§ **What the task requires**
Write the material out again in full, word for word. Do not include the pictures.

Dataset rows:
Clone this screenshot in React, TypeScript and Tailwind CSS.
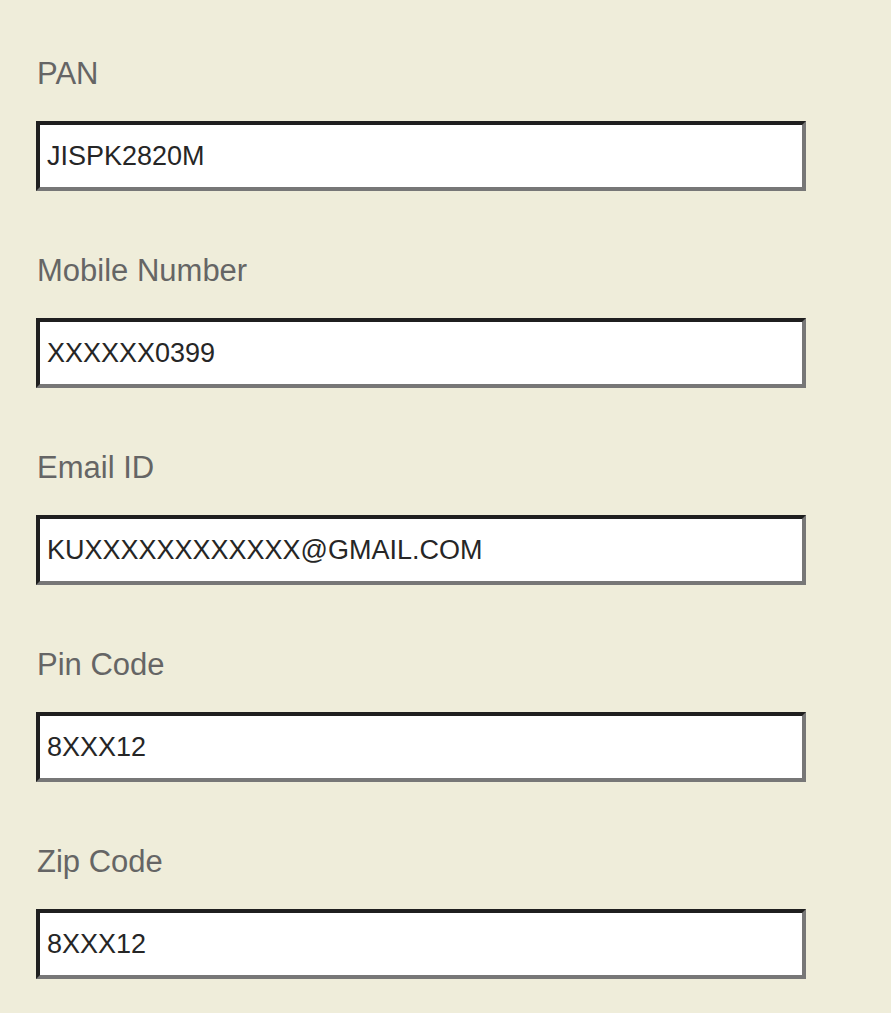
const fields = [
  { label: "PAN", value: "JISPK2820M" },
  { label: "Mobile Number", value: "XXXXXX0399" },
  { label: "Email ID", value: "KUXXXXXXXXXXXX@GMAIL.COM" },
  { label: "Pin Code", value: "8XXX12" },
  { label: "Zip Code", value: "8XXX12" },
];

export default function App() {
  return (
    <div
      className="min-h-screen bg-[#efedda] px-9 pt-14"
      style={{ fontFamily: '"Liberation Sans", Arial, sans-serif' }}
    >
      <div className="flex flex-col gap-[62px]">
        {fields.map((f) => (
          <div key={f.label} className="flex flex-col gap-[29px]">
            <label className="text-[31px] leading-[36px] text-[#656565] pl-px">
              {f.label}
            </label>
            <div className="w-[770px] h-[70px] bg-white border-4 border-t-[#1f1f1f] border-l-[#1f1f1f] border-b-[#777777] border-r-[#777777] flex items-center pl-[7px]">
              <span className="text-[27px] text-[#262626]">{f.value}</span>
            </div>
          </div>
        ))}
      </div>
    </div>
  );
}
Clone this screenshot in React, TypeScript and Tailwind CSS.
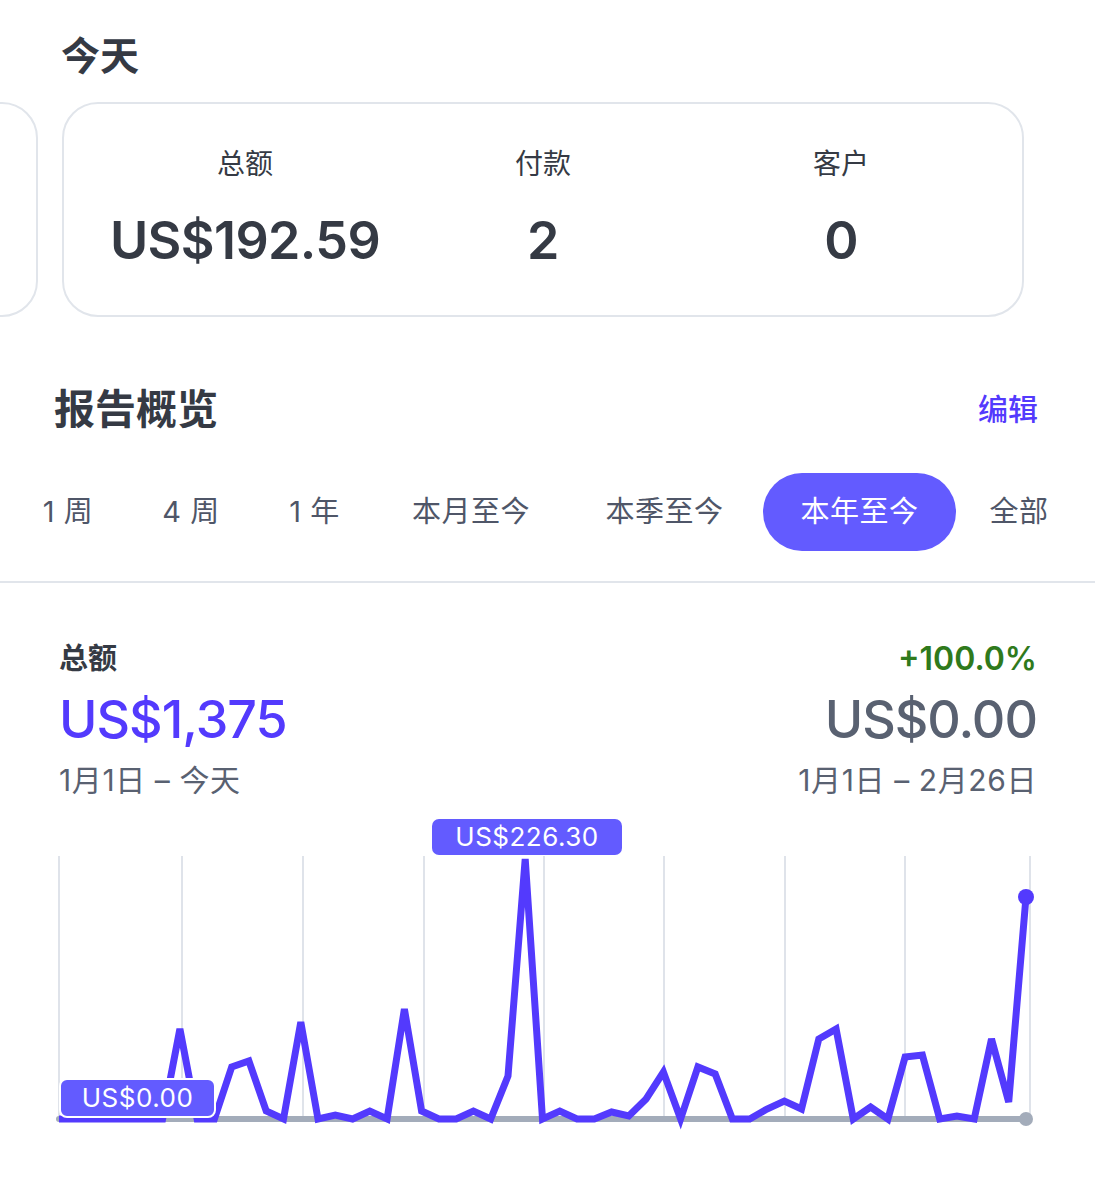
import React from "react";

const heights = [
  0, 0, 0, 0, 0, 0, 0, 90, 0, 0, 52, 58, 8, 0, 97, 0, 4, 0, 8, 0, 110, 8, 0, 0, 8, 0, 43, 260, 0, 8, 0, 0, 7, 3, 20,
  47, 0, 52, 45, 0, 0, 10, 18, 10, 80, 90, 0, 12, 0, 62, 64, 0, 3, 0, 80, 17, 222,
];

const gridX = [59, 182, 303, 424, 544, 664, 785, 905, 1030];
const BASE = 310;

const tabs = [
  { label: "1 周", w: "w-[122px]" },
  { label: "4 周", w: "w-[124px]" },
  { label: "1 年", w: "w-[123px]" },
  { label: "本月至今", w: "w-[190px]" },
  { label: "本季至今", w: "w-[197px]" },
  { label: "本年至今", w: "w-[193px]", active: true },
  { label: "全部", w: "w-[126px]" },
];

function Chart() {
  const step = 967 / (heights.length - 1);
  const pts = heights.map((h, i) => `${(59 + i * step).toFixed(1)},${BASE - h}`).join(" ");
  const lastX = 59 + (heights.length - 1) * step;
  const lastY = BASE - heights[heights.length - 1];

  return (
    <div className="relative mt-[11px] h-[340px] w-[1095px]">
      <svg width="1095" height="340" viewBox="0 0 1095 340" className="absolute left-0 top-0">
        {gridX.map((x) => (
          <line key={x} x1={x} y1={47} x2={x} y2={BASE} stroke="#dfe3ea" strokeWidth="2" />
        ))}
        <line x1={59} y1={BASE} x2={lastX} y2={BASE} stroke="#a3acba" strokeWidth="6" strokeLinecap="round" />
        <circle cx={lastX} cy={BASE} r="7" fill="#a3acba" />
        <polyline points={pts} fill="none" stroke="#533afd" strokeWidth="7" strokeLinejoin="miter" />
        <circle cx={lastX} cy={lastY} r="8" fill="#533afd" />
      </svg>
      <div className="absolute left-[432px] top-[10px] flex h-[36px] w-[190px] items-center justify-center rounded-[7px] bg-[#635bff] text-[26px] leading-none tracking-[0.5px] text-white">
        US$226.30
      </div>
      <div className="absolute left-[59px] top-[269px] flex h-[40px] w-[157px] items-center justify-center rounded-[8px] border-2 border-white bg-[#635bff] text-[26px] leading-none tracking-[0.5px] text-white">
        US$0.00
      </div>
    </div>
  );
}

export default function App() {
  return (
    <div
      className="w-[1095px] h-[1200px] overflow-hidden bg-white text-[#353a44]"
      style={{ fontFamily: 'Inter, "Noto Sans CJK SC", sans-serif' }}
    >
      {/* Today */}
      <h2 className="pl-[61px] pt-[34px] text-[39px] font-semibold leading-[44px]">今天</h2>
      <div className="mt-[24px] flex gap-[24px]">
        <div className="-ml-[262px] h-[215px] w-[300px] shrink-0 rounded-[36px] border-2 border-[#e1e5eb]" />
        <div className="grid h-[215px] w-[962px] shrink-0 grid-cols-3 rounded-[36px] border-2 border-[#e1e5eb] px-[32px] pt-[43px]">
          {[
            ["总额", "US$192.59"],
            ["付款", "2"],
            ["客户", "0"],
          ].map(([label, value]) => (
            <div key={label} className="flex flex-col items-center">
              <div className="text-[28px] leading-[34px]">{label}</div>
              <div className="mt-[30px] text-[52px] font-semibold leading-[60px] tracking-[-0.6px]">{value}</div>
            </div>
          ))}
        </div>
      </div>

      {/* Report overview */}
      <div className="mt-[68px] flex items-center justify-between pl-[54px] pr-[57px]">
        <h2 className="text-[41px] font-bold leading-[48px]">报告概览</h2>
        <button className="text-[30px] font-medium leading-[48px] text-[#533afd]">编辑</button>
      </div>
      <div className="mt-[40px] border-b-2 border-[#e1e5eb] pb-[30px]">
        <div className="flex items-center pl-[7px]">
          {tabs.map((t) => (
            <div
              key={t.label}
              className={
                t.active
                  ? `${t.w} flex h-[78px] shrink-0 items-center justify-center rounded-full bg-[#635bff] text-[29px] tracking-[0.5px] text-white`
                  : `${t.w} flex h-[78px] shrink-0 items-center justify-center whitespace-pre text-[29px] tracking-[0.5px] text-[#4f5668]`
              }
            >
              {t.label}
            </div>
          ))}
        </div>
      </div>

      {/* Gross volume */}
      <div className="flex justify-between pl-[59px] pr-[58px] pt-[58px]">
        <div className="flex flex-col">
          <div className="text-[29px] font-bold leading-[36px]">总额</div>
          <div className="mt-[13px] text-[52px] font-medium leading-[60px] tracking-[-1px] text-[#533afd]">US$1,375</div>
          <div className="mt-[12px] text-[30px] leading-[36px] tracking-[0.6px] text-[#596171]">1月1日 – 今天</div>
        </div>
        <div className="flex flex-col items-end">
          <div className="text-[32px] font-semibold leading-[36px] text-[#2f7a1c]">+100.0%</div>
          <div className="mt-[13px] text-[52px] font-medium leading-[60px] tracking-[-1px] text-[#596171]">US$0.00</div>
          <div className="mt-[12px] text-[30px] leading-[36px] tracking-[0.6px] text-[#596171]">1月1日 – 2月26日</div>
        </div>
      </div>

      <Chart />
    </div>
  );
}
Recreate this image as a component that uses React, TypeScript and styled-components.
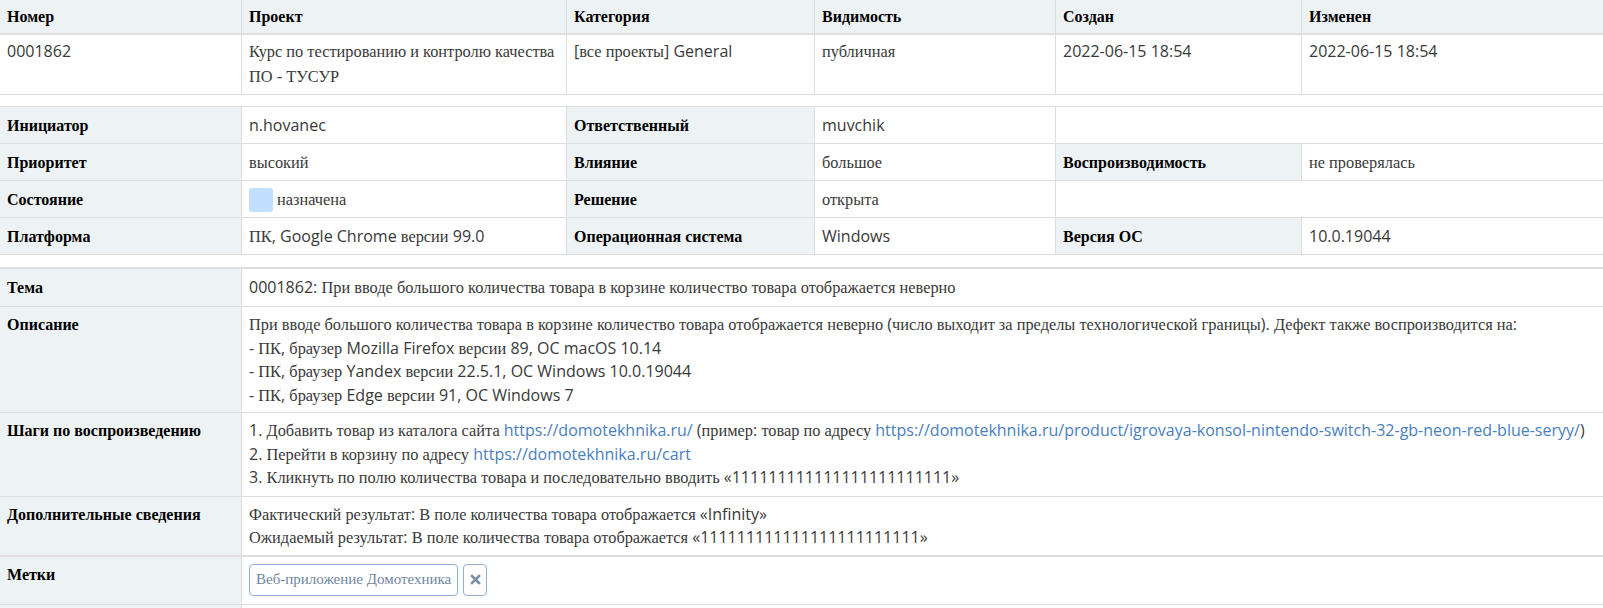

§ **Solution to the problem**
Clone this screenshot in React, TypeScript and Tailwind CSS.
const fields = [
  { label: "PAN", value: "JISPK2820M" },
  { label: "Mobile Number", value: "XXXXXX0399" },
  { label: "Email ID", value: "KUXXXXXXXXXXXX@GMAIL.COM" },
  { label: "Pin Code", value: "8XXX12" },
  { label: "Zip Code", value: "8XXX12" },
];

export default function App() {
  return (
    <div
      className="min-h-screen bg-[#efedda] px-9 pt-14"
      style={{ fontFamily: '"Liberation Sans", Arial, sans-serif' }}
    >
      <div className="flex flex-col gap-[62px]">
        {fields.map((f) => (
          <div key={f.label} className="flex flex-col gap-[29px]">
            <label className="text-[31px] leading-[36px] text-[#656565] pl-px">
              {f.label}
            </label>
            <div className="w-[770px] h-[70px] bg-white border-4 border-t-[#1f1f1f] border-l-[#1f1f1f] border-b-[#777777] border-r-[#777777] flex items-center pl-[7px]">
              <span className="text-[27px] text-[#262626]">{f.value}</span>
            </div>
          </div>
        ))}
      </div>
    </div>
  );
}
Clone this screenshot in React, TypeScript and Tailwind CSS.
import React from "react";

const heights = [
  0, 0, 0, 0, 0, 0, 0, 90, 0, 0, 52, 58, 8, 0, 97, 0, 4, 0, 8, 0, 110, 8, 0, 0, 8, 0, 43, 260, 0, 8, 0, 0, 7, 3, 20,
  47, 0, 52, 45, 0, 0, 10, 18, 10, 80, 90, 0, 12, 0, 62, 64, 0, 3, 0, 80, 17, 222,
];

const gridX = [59, 182, 303, 424, 544, 664, 785, 905, 1030];
const BASE = 310;

const tabs = [
  { label: "1 周", w: "w-[122px]" },
  { label: "4 周", w: "w-[124px]" },
  { label: "1 年", w: "w-[123px]" },
  { label: "本月至今", w: "w-[190px]" },
  { label: "本季至今", w: "w-[197px]" },
  { label: "本年至今", w: "w-[193px]", active: true },
  { label: "全部", w: "w-[126px]" },
];

function Chart() {
  const step = 967 / (heights.length - 1);
  const pts = heights.map((h, i) => `${(59 + i * step).toFixed(1)},${BASE - h}`).join(" ");
  const lastX = 59 + (heights.length - 1) * step;
  const lastY = BASE - heights[heights.length - 1];

  return (
    <div className="relative mt-[11px] h-[340px] w-[1095px]">
      <svg width="1095" height="340" viewBox="0 0 1095 340" className="absolute left-0 top-0">
        {gridX.map((x) => (
          <line key={x} x1={x} y1={47} x2={x} y2={BASE} stroke="#dfe3ea" strokeWidth="2" />
        ))}
        <line x1={59} y1={BASE} x2={lastX} y2={BASE} stroke="#a3acba" strokeWidth="6" strokeLinecap="round" />
        <circle cx={lastX} cy={BASE} r="7" fill="#a3acba" />
        <polyline points={pts} fill="none" stroke="#533afd" strokeWidth="7" strokeLinejoin="miter" />
        <circle cx={lastX} cy={lastY} r="8" fill="#533afd" />
      </svg>
      <div className="absolute left-[432px] top-[10px] flex h-[36px] w-[190px] items-center justify-center rounded-[7px] bg-[#635bff] text-[26px] leading-none tracking-[0.5px] text-white">
        US$226.30
      </div>
      <div className="absolute left-[59px] top-[269px] flex h-[40px] w-[157px] items-center justify-center rounded-[8px] border-2 border-white bg-[#635bff] text-[26px] leading-none tracking-[0.5px] text-white">
        US$0.00
      </div>
    </div>
  );
}

export default function App() {
  return (
    <div
      className="w-[1095px] h-[1200px] overflow-hidden bg-white text-[#353a44]"
      style={{ fontFamily: 'Inter, "Noto Sans CJK SC", sans-serif' }}
    >
      {/* Today */}
      <h2 className="pl-[61px] pt-[34px] text-[39px] font-semibold leading-[44px]">今天</h2>
      <div className="mt-[24px] flex gap-[24px]">
        <div className="-ml-[262px] h-[215px] w-[300px] shrink-0 rounded-[36px] border-2 border-[#e1e5eb]" />
        <div className="grid h-[215px] w-[962px] shrink-0 grid-cols-3 rounded-[36px] border-2 border-[#e1e5eb] px-[32px] pt-[43px]">
          {[
            ["总额", "US$192.59"],
            ["付款", "2"],
            ["客户", "0"],
          ].map(([label, value]) => (
            <div key={label} className="flex flex-col items-center">
              <div className="text-[28px] leading-[34px]">{label}</div>
              <div className="mt-[30px] text-[52px] font-semibold leading-[60px] tracking-[-0.6px]">{value}</div>
            </div>
          ))}
        </div>
      </div>

      {/* Report overview */}
      <div className="mt-[68px] flex items-center justify-between pl-[54px] pr-[57px]">
        <h2 className="text-[41px] font-bold leading-[48px]">报告概览</h2>
        <button className="text-[30px] font-medium leading-[48px] text-[#533afd]">编辑</button>
      </div>
      <div className="mt-[40px] border-b-2 border-[#e1e5eb] pb-[30px]">
        <div className="flex items-center pl-[7px]">
          {tabs.map((t) => (
            <div
              key={t.label}
              className={
                t.active
                  ? `${t.w} flex h-[78px] shrink-0 items-center justify-center rounded-full bg-[#635bff] text-[29px] tracking-[0.5px] text-white`
                  : `${t.w} flex h-[78px] shrink-0 items-center justify-center whitespace-pre text-[29px] tracking-[0.5px] text-[#4f5668]`
              }
            >
              {t.label}
            </div>
          ))}
        </div>
      </div>

      {/* Gross volume */}
      <div className="flex justify-between pl-[59px] pr-[58px] pt-[58px]">
        <div className="flex flex-col">
          <div className="text-[29px] font-bold leading-[36px]">总额</div>
          <div className="mt-[13px] text-[52px] font-medium leading-[60px] tracking-[-1px] text-[#533afd]">US$1,375</div>
          <div className="mt-[12px] text-[30px] leading-[36px] tracking-[0.6px] text-[#596171]">1月1日 – 今天</div>
        </div>
        <div className="flex flex-col items-end">
          <div className="text-[32px] font-semibold leading-[36px] text-[#2f7a1c]">+100.0%</div>
          <div className="mt-[13px] text-[52px] font-medium leading-[60px] tracking-[-1px] text-[#596171]">US$0.00</div>
          <div className="mt-[12px] text-[30px] leading-[36px] tracking-[0.6px] text-[#596171]">1月1日 – 2月26日</div>
        </div>
      </div>

      <Chart />
    </div>
  );
}
Recreate this image as a component that uses React, TypeScript and styled-components.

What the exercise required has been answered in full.